** BEGIN Source excerpt **

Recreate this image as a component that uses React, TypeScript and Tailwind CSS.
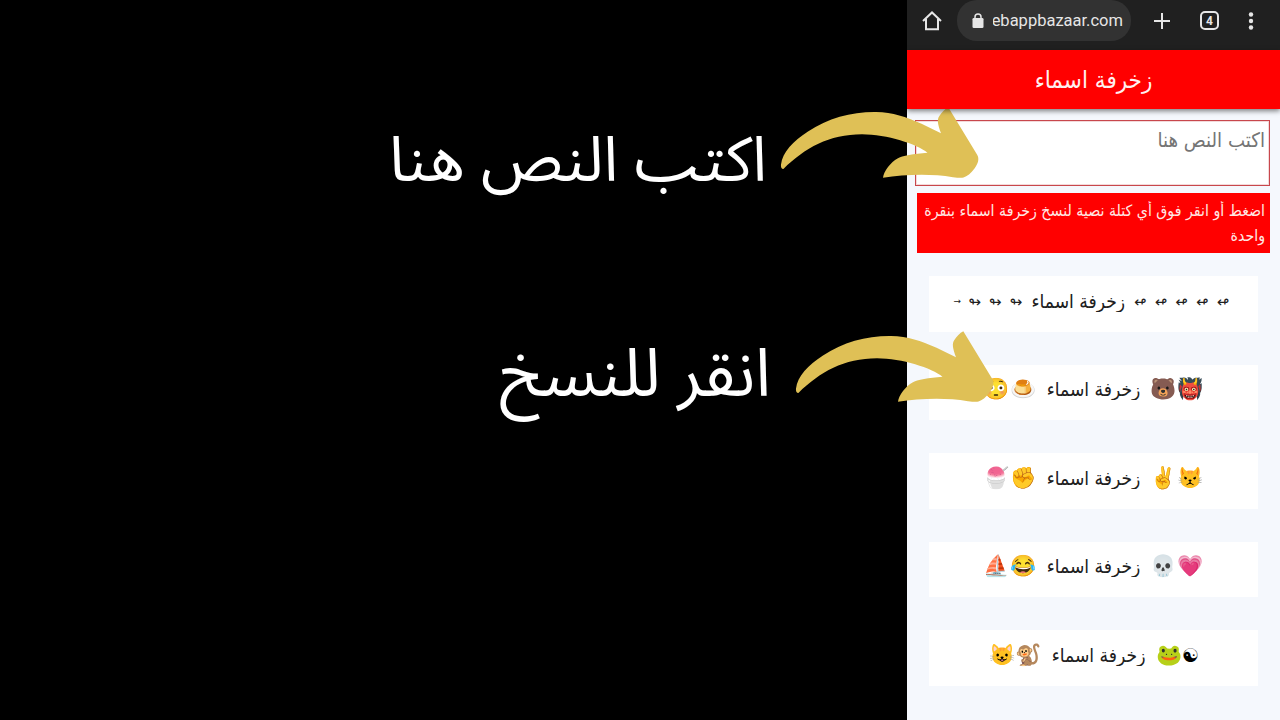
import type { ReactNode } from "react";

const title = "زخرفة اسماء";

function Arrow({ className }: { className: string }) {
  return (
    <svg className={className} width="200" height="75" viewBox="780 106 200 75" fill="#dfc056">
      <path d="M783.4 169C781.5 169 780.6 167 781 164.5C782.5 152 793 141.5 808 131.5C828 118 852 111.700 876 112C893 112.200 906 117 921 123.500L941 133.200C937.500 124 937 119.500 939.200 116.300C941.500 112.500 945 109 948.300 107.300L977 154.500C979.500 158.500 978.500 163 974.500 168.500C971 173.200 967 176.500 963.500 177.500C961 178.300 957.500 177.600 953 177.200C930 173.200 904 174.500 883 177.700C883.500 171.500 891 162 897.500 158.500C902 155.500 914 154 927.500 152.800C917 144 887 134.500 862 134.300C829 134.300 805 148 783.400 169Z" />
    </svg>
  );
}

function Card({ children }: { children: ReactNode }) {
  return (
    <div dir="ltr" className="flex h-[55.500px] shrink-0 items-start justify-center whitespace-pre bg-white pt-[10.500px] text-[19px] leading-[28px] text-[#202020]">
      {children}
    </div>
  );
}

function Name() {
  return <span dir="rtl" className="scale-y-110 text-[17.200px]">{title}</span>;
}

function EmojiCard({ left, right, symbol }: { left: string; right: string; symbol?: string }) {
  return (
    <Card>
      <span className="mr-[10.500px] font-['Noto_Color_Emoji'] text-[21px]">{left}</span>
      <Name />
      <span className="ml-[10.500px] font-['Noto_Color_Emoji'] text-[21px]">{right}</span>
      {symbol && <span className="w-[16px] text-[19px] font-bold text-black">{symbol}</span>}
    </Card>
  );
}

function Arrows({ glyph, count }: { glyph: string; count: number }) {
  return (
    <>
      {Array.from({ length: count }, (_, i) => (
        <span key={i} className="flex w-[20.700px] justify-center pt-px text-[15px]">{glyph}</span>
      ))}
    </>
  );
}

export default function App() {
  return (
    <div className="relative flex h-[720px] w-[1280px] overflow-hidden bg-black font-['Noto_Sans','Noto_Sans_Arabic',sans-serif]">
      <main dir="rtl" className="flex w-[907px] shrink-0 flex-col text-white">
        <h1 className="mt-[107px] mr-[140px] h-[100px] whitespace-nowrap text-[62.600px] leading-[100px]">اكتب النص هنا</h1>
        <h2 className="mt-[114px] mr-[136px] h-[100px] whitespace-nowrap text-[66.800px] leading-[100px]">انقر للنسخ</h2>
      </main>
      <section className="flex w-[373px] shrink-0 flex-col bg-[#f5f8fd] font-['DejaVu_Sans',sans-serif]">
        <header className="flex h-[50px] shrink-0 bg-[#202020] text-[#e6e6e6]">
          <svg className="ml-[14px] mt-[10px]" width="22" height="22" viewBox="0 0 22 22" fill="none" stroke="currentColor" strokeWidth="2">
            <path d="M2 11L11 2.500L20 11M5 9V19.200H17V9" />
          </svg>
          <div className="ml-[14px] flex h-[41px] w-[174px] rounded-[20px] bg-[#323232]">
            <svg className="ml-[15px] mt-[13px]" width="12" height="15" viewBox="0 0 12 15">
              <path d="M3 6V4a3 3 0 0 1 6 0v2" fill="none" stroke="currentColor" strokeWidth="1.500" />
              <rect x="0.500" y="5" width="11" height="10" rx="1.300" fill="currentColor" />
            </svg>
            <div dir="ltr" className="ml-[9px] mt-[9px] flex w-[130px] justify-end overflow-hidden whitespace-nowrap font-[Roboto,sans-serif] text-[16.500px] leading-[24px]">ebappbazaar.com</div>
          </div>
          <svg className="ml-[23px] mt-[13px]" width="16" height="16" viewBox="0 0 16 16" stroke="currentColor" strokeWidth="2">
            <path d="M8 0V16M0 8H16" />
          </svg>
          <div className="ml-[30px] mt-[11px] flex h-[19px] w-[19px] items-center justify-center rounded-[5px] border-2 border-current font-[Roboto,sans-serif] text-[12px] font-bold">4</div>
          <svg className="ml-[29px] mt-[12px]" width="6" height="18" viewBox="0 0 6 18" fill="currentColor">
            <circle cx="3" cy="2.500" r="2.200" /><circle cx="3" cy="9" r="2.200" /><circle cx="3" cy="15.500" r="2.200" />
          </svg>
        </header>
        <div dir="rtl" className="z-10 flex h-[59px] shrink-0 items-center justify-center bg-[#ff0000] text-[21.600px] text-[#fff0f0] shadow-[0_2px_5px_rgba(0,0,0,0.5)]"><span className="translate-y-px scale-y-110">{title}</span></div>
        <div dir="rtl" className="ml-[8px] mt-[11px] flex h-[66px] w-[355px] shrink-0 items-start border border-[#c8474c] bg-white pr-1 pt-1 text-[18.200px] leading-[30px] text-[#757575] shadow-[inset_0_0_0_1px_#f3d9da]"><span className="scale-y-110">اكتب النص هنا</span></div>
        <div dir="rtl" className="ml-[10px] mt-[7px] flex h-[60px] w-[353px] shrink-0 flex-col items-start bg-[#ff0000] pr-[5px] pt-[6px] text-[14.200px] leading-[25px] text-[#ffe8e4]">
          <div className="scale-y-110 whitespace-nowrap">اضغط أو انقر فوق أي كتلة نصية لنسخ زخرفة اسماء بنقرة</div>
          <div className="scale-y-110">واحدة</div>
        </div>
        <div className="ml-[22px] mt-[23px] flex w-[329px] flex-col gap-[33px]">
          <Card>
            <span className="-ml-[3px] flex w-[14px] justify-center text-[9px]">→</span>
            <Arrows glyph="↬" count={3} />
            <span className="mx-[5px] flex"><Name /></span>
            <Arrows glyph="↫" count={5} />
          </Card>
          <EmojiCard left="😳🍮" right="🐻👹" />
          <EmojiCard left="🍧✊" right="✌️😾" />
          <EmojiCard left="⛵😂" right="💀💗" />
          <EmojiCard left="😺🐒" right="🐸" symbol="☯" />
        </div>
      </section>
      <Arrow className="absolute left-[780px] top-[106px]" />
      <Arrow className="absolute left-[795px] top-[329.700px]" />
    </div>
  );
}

** END Source excerpt **

> [Objective] Return the listing above in full and without alteration, excluding its pictures.

> [Response to the exercise]
Recreate this image as a component that uses React, TypeScript and Tailwind CSS.
import type { ReactNode } from "react";

const title = "زخرفة اسماء";

function Arrow({ className }: { className: string }) {
  return (
    <svg className={className} width="200" height="75" viewBox="780 106 200 75" fill="#dfc056">
      <path d="M783.4 169C781.5 169 780.6 167 781 164.5C782.5 152 793 141.5 808 131.5C828 118 852 111.700 876 112C893 112.200 906 117 921 123.500L941 133.200C937.500 124 937 119.500 939.200 116.300C941.500 112.500 945 109 948.300 107.300L977 154.500C979.500 158.500 978.500 163 974.500 168.500C971 173.200 967 176.500 963.500 177.500C961 178.300 957.500 177.600 953 177.200C930 173.200 904 174.500 883 177.700C883.500 171.500 891 162 897.500 158.500C902 155.500 914 154 927.500 152.800C917 144 887 134.500 862 134.300C829 134.300 805 148 783.400 169Z" />
    </svg>
  );
}

function Card({ children }: { children: ReactNode }) {
  return (
    <div dir="ltr" className="flex h-[55.500px] shrink-0 items-start justify-center whitespace-pre bg-white pt-[10.500px] text-[19px] leading-[28px] text-[#202020]">
      {children}
    </div>
  );
}

function Name() {
  return <span dir="rtl" className="scale-y-110 text-[17.200px]">{title}</span>;
}

function EmojiCard({ left, right, symbol }: { left: string; right: string; symbol?: string }) {
  return (
    <Card>
      <span className="mr-[10.500px] font-['Noto_Color_Emoji'] text-[21px]">{left}</span>
      <Name />
      <span className="ml-[10.500px] font-['Noto_Color_Emoji'] text-[21px]">{right}</span>
      {symbol && <span className="w-[16px] text-[19px] font-bold text-black">{symbol}</span>}
    </Card>
  );
}

function Arrows({ glyph, count }: { glyph: string; count: number }) {
  return (
    <>
      {Array.from({ length: count }, (_, i) => (
        <span key={i} className="flex w-[20.700px] justify-center pt-px text-[15px]">{glyph}</span>
      ))}
    </>
  );
}

export default function App() {
  return (
    <div className="relative flex h-[720px] w-[1280px] overflow-hidden bg-black font-['Noto_Sans','Noto_Sans_Arabic',sans-serif]">
      <main dir="rtl" className="flex w-[907px] shrink-0 flex-col text-white">
        <h1 className="mt-[107px] mr-[140px] h-[100px] whitespace-nowrap text-[62.600px] leading-[100px]">اكتب النص هنا</h1>
        <h2 className="mt-[114px] mr-[136px] h-[100px] whitespace-nowrap text-[66.800px] leading-[100px]">انقر للنسخ</h2>
      </main>
      <section className="flex w-[373px] shrink-0 flex-col bg-[#f5f8fd] font-['DejaVu_Sans',sans-serif]">
        <header className="flex h-[50px] shrink-0 bg-[#202020] text-[#e6e6e6]">
          <svg className="ml-[14px] mt-[10px]" width="22" height="22" viewBox="0 0 22 22" fill="none" stroke="currentColor" strokeWidth="2">
            <path d="M2 11L11 2.500L20 11M5 9V19.200H17V9" />
          </svg>
          <div className="ml-[14px] flex h-[41px] w-[174px] rounded-[20px] bg-[#323232]">
            <svg className="ml-[15px] mt-[13px]" width="12" height="15" viewBox="0 0 12 15">
              <path d="M3 6V4a3 3 0 0 1 6 0v2" fill="none" stroke="currentColor" strokeWidth="1.500" />
              <rect x="0.500" y="5" width="11" height="10" rx="1.300" fill="currentColor" />
            </svg>
            <div dir="ltr" className="ml-[9px] mt-[9px] flex w-[130px] justify-end overflow-hidden whitespace-nowrap font-[Roboto,sans-serif] text-[16.500px] leading-[24px]">ebappbazaar.com</div>
          </div>
          <svg className="ml-[23px] mt-[13px]" width="16" height="16" viewBox="0 0 16 16" stroke="currentColor" strokeWidth="2">
            <path d="M8 0V16M0 8H16" />
          </svg>
          <div className="ml-[30px] mt-[11px] flex h-[19px] w-[19px] items-center justify-center rounded-[5px] border-2 border-current font-[Roboto,sans-serif] text-[12px] font-bold">4</div>
          <svg className="ml-[29px] mt-[12px]" width="6" height="18" viewBox="0 0 6 18" fill="currentColor">
            <circle cx="3" cy="2.500" r="2.200" /><circle cx="3" cy="9" r="2.200" /><circle cx="3" cy="15.500" r="2.200" />
          </svg>
        </header>
        <div dir="rtl" className="z-10 flex h-[59px] shrink-0 items-center justify-center bg-[#ff0000] text-[21.600px] text-[#fff0f0] shadow-[0_2px_5px_rgba(0,0,0,0.5)]"><span className="translate-y-px scale-y-110">{title}</span></div>
        <div dir="rtl" className="ml-[8px] mt-[11px] flex h-[66px] w-[355px] shrink-0 items-start border border-[#c8474c] bg-white pr-1 pt-1 text-[18.200px] leading-[30px] text-[#757575] shadow-[inset_0_0_0_1px_#f3d9da]"><span className="scale-y-110">اكتب النص هنا</span></div>
        <div dir="rtl" className="ml-[10px] mt-[7px] flex h-[60px] w-[353px] shrink-0 flex-col items-start bg-[#ff0000] pr-[5px] pt-[6px] text-[14.200px] leading-[25px] text-[#ffe8e4]">
          <div className="scale-y-110 whitespace-nowrap">اضغط أو انقر فوق أي كتلة نصية لنسخ زخرفة اسماء بنقرة</div>
          <div className="scale-y-110">واحدة</div>
        </div>
        <div className="ml-[22px] mt-[23px] flex w-[329px] flex-col gap-[33px]">
          <Card>
            <span className="-ml-[3px] flex w-[14px] justify-center text-[9px]">→</span>
            <Arrows glyph="↬" count={3} />
            <span className="mx-[5px] flex"><Name /></span>
            <Arrows glyph="↫" count={5} />
          </Card>
          <EmojiCard left="😳🍮" right="🐻👹" />
          <EmojiCard left="🍧✊" right="✌️😾" />
          <EmojiCard left="⛵😂" right="💀💗" />
          <EmojiCard left="😺🐒" right="🐸" symbol="☯" />
        </div>
      </section>
      <Arrow className="absolute left-[780px] top-[106px]" />
      <Arrow className="absolute left-[795px] top-[329.700px]" />
    </div>
  );
}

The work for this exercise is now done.